Using embryonic wing scales, Professor Andrew Parker from the London's Natural History Museum was able to grow the wing of a blue morpho, a butterfly characterized by blue, metallic wings, in his lab.
Butterfly wings have lasting iridescence and this has stumped scientists for years. But with Parker's breakthrough work, the scientific community has gained deeper insight into what imparts such stunning appearances to butterfly wings.
"Conventional pigments work by absorbing some wavelengths of light and scattering others. But the wings of the blue morpho contain transparent structures that refract light in a way that gives it its vivid coloration," explained Parker.
By growing a blue morpho's wing, Parker hoped to find a way of recreating the structures in the butterfly's wing that act as tiny prisms and split light into different colors. In fact, butterfly wings are actually transparent. But these structures and prisms reflect light, and that's what makes butterfly wings appear rich in color.
Parker adds that not only do the structures reflect light to achieve breathtaking colors but they last a long time as well, citing the discovery of 49-million-year-old beetles (they have the same prism-like structures as butterflies) that are still the same color as when they had died.
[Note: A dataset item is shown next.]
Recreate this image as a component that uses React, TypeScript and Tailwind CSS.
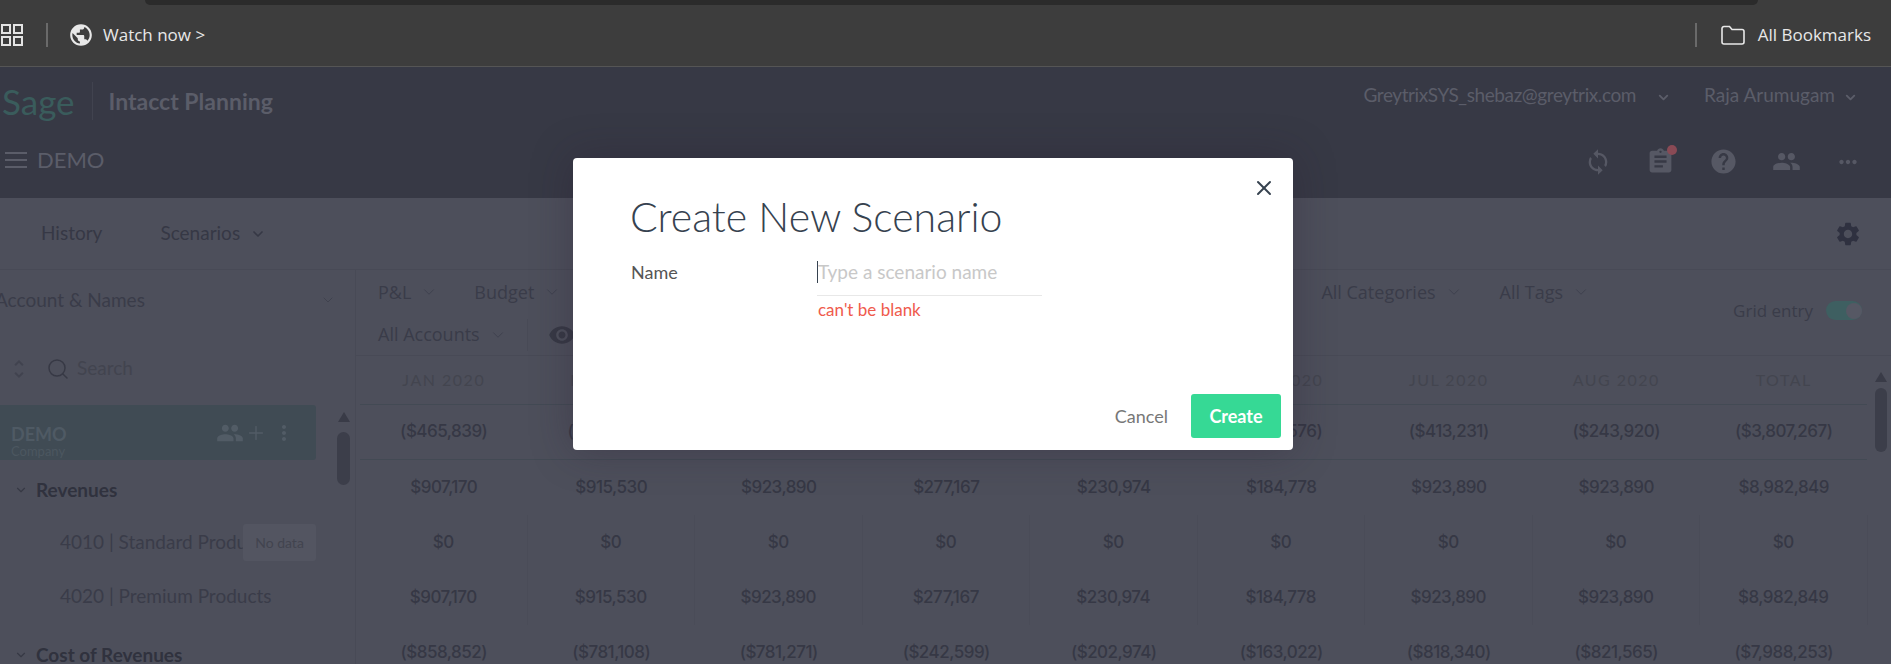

However, these prism-like structures are hard to recreate even with advanced tools and technology available because they are simply far too intricate. Scientists realized that animals are naturally adept at creating these structures and this led Parker to trying to culture living cells that will grow on to become butterfly wings. The attempt took a few years but he and his colleagues have succeeded in replicating a butterfly wing from cultured living cells.
This is the first time that scientists have been able to recreate the structures in a lab setting and now are gearing up to expand the process, producing large enough quantities that can be utilized for commercial purposes.
If scientists were able to reproduce what allowed a beetle to retain its color for 49 million years, this opens up the possibility for paints that don't fade.
"This is only the beginning, but now that we understand the structure we could start to tweak it to get a different optical effect," said Parker. Butterfly genome can even be changed to specify what kind of colored cells has to be grown.
Parker's work with the blue morpho wing was published in the Bioinspired, Biomimetic and Nanobiomaterials journal.